Salehi, S. M. A. - Presenter, Brigham Young University
Smith, M. T. - Presenter, Brigham Young University
Bundy, B. - Presenter, Brigham Young University
Schinn, S. M. - Presenter, University of California, San Diego
Hunt, J. - Presenter, Stanford University

Although 20 canonical amino acids are life’s building blocks, today’s applications (e.g. biocatalysts, biotheraputics, site–specific conjugation) often require unique chemical functionality beyond those amino acids. Therefore, site-specific incorporation of multiple unnatural amino acids (uNAA) has been a major aspiration of protein engineering and synthetic biology. While there are many promising efforts to incorporate uNAA, the amber stop codon is the predominant coding target, due to the fundamental constraints imposed by the genetic code. In theory, the great redundancy in genetic code has potential to be exploited for uNAA, but such extensive rewriting is extremely difficult in biological systems.

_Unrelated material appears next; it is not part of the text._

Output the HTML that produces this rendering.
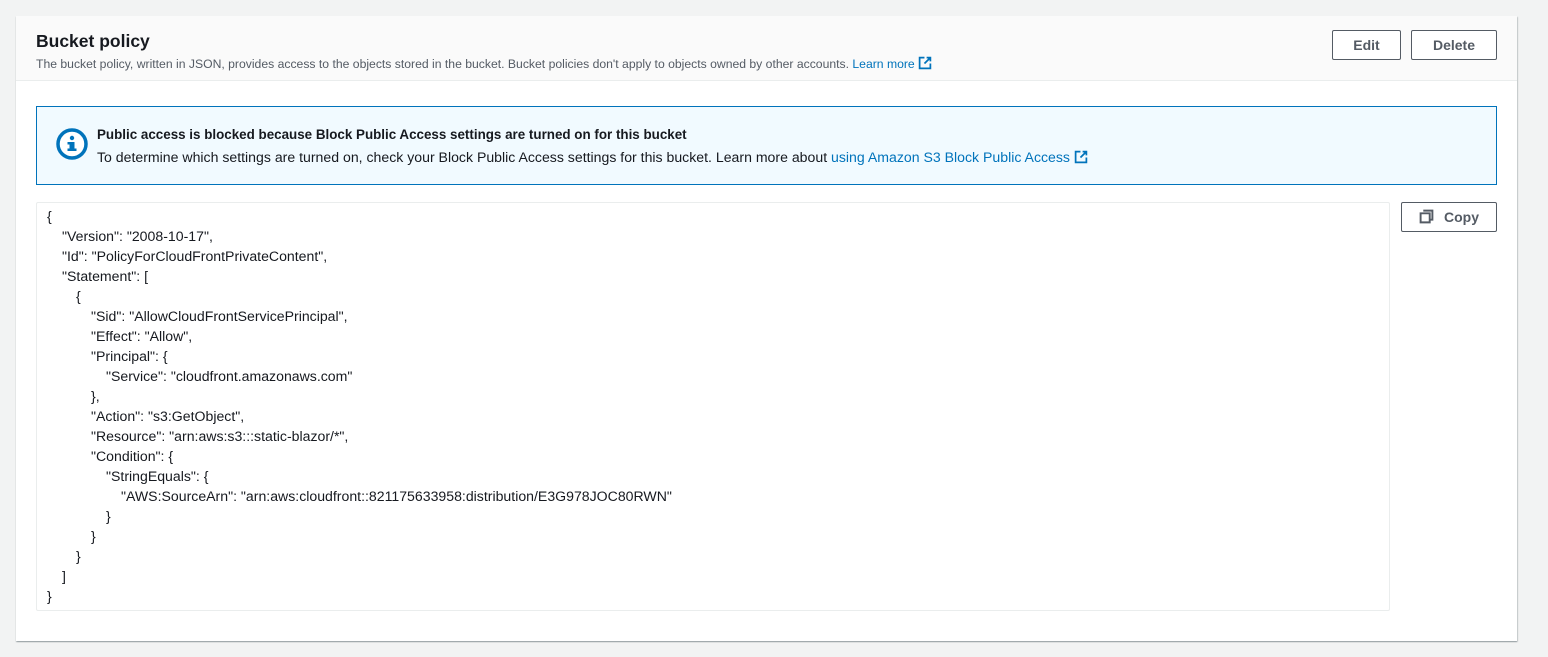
<!DOCTYPE html>
<html><head><style>
body{margin:0;width:1548px;height:657px;background:#f2f3f3;font-family:"Liberation Sans",sans-serif;position:relative;overflow:hidden}
.panel{position:absolute;left:16px;top:16px;width:1501px;height:625px;background:#fff;box-shadow:0 1px 1px rgba(0,28,36,.3),1px 1px 1px rgba(0,28,36,.15)}
.hdr{position:absolute;left:0;top:0;right:0;height:64px;background:#fafafa;border-bottom:1px solid #eaeded}
h2{position:absolute;left:20px;top:15px;margin:0;font-size:17.5px;font-weight:bold;color:#16191f}
.sub{position:absolute;left:20px;top:40px;font-size:12.2px;color:#545b64;white-space:nowrap}
a{color:#0073bb;text-decoration:none}
.btn{position:absolute;border:1px solid #545b64;border-radius:2px;background:#fff;color:#545b64;font-weight:bold;font-size:14px;text-align:center;box-sizing:border-box;line-height:28px}
.alert{position:absolute;left:20px;top:90px;width:1461px;height:79px;box-sizing:border-box;background:#f1faff;border:1px solid #0073bb}
.t1{position:absolute;left:60px;top:20px;font-size:13.4px;font-weight:bold;color:#16191f;white-space:nowrap}
.t2{position:absolute;left:60px;top:42px;font-size:14.1px;color:#16191f;white-space:nowrap}
.code{position:absolute;left:20px;top:186px;width:1354px;height:409px;box-sizing:border-box;border:1px solid #eaeded;border-radius:2px}
.code div{position:absolute;left:10px;font-size:14.1px;line-height:20px;color:#16191f;white-space:pre;margin-top:-1px}
</style></head><body>
<div class="panel">
<div class="hdr">
<h2>Bucket policy</h2>
<div class="sub">The bucket policy, written in JSON, provides access to the objects stored in the bucket. Bucket policies don't apply to objects owned by other accounts. <a>Learn more <svg width="14" height="14" viewBox="0 0 13 13" style="vertical-align:-2px"><path d="M6 1.5H1.5v10h10V7M8 1.5h3.5V5M11.5 1.5L6 7" fill="none" stroke="#0073bb" stroke-width="1.6"/></svg></a></div>
<div class="btn" style="left:1316px;top:14px;width:69px;height:30px">Edit</div>
<div class="btn" style="left:1395px;top:14px;width:86px;height:30px">Delete</div>
</div>
<div class="alert">
<svg style="position:absolute;left:18px;top:20px" width="34" height="34" viewBox="0 0 34 34"><circle cx="17" cy="17" r="14" fill="#fff" stroke="#0073bb" stroke-width="3.5"/><rect x="14.5" y="15" width="5" height="9" fill="#0073bb"/><rect x="12.5" y="15" width="4" height="2.5" fill="#0073bb"/><rect x="12.5" y="21.5" width="9" height="2.5" fill="#0073bb"/><circle cx="17" cy="11" r="2.2" fill="#0073bb"/></svg>
<div class="t1">Public access is blocked because Block Public Access settings are turned on for this bucket</div>
<div class="t2">To determine which settings are turned on, check your Block Public Access settings for this bucket. Learn more about <a>using Amazon S3 Block Public Access <svg width="14" height="14" viewBox="0 0 13 13" style="vertical-align:-2px"><path d="M6 1.5H1.5v10h10V7M8 1.5h3.5V5M11.5 1.5L6 7" fill="none" stroke="#0073bb" stroke-width="1.6"/></svg></a></div>
</div>
<div class="code">
<div style="top:4px;left:10px">{</div>
<div style="top:24px;left:25px">"Version": "2008-10-17",</div>
<div style="top:44px;left:25px">"Id": "PolicyForCloudFrontPrivateContent",</div>
<div style="top:64px;left:25px">"Statement": [</div>
<div style="top:84px;left:39px">{</div>
<div style="top:104px;left:54px">"Sid": "AllowCloudFrontServicePrincipal",</div>
<div style="top:124px;left:54px">"Effect": "Allow",</div>
<div style="top:144px;left:54px">"Principal": {</div>
<div style="top:164px;left:69px">"Service": "cloudfront.amazonaws.com"</div>
<div style="top:184px;left:54px">},</div>
<div style="top:204px;left:54px">"Action": "s3:GetObject",</div>
<div style="top:224px;left:54px">"Resource": "arn:aws:s3:::static-blazor/*",</div>
<div style="top:244px;left:54px">"Condition": {</div>
<div style="top:264px;left:69px">"StringEquals": {</div>
<div style="top:284px;left:84px">"AWS:SourceArn": "arn:aws:cloudfront::821175633958:distribution/E3G978JOC80RWN"</div>
<div style="top:304px;left:69px">}</div>
<div style="top:324px;left:54px">}</div>
<div style="top:344px;left:39px">}</div>
<div style="top:364px;left:25px">]</div>
<div style="top:384px;left:10px">}</div>
</div>
<div class="btn" style="left:1385px;top:186px;width:96px;height:30px"><svg width="15" height="15" viewBox="0 0 14 14" style="vertical-align:-2px;margin-right:10px"><path d="M4 1.5h8.5v8.5H10M1.5 4h8.5v8.5H1.5z" fill="none" stroke="#545b64" stroke-width="1.8"/></svg>Copy</div>
</div>
</body></html>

To address this challenge, we propose a cell-free synthetic biology approach to rewrite the genetic code and incorporate multiple uNAAs simultaneously. The open nature of the cell-free system enables us to modify the system and reengineer the genetic code to emancipate some codons for incorporating uNAAs. In fact, there is potential to emancipate up to 43 codons, since only 21 of 64 codons are required for translation of 20 standard amino acids and translation termination. To that end, we removed all E. coli endogenous tRNA and then repopulated the system with a designed minimal set of synthetic tRNA made in vitro. By importing orthogonal sets of tRNA/synthetase from different organisms, we were able to emancipate codons and demonstrate the incorporation of uNAA at sense codons.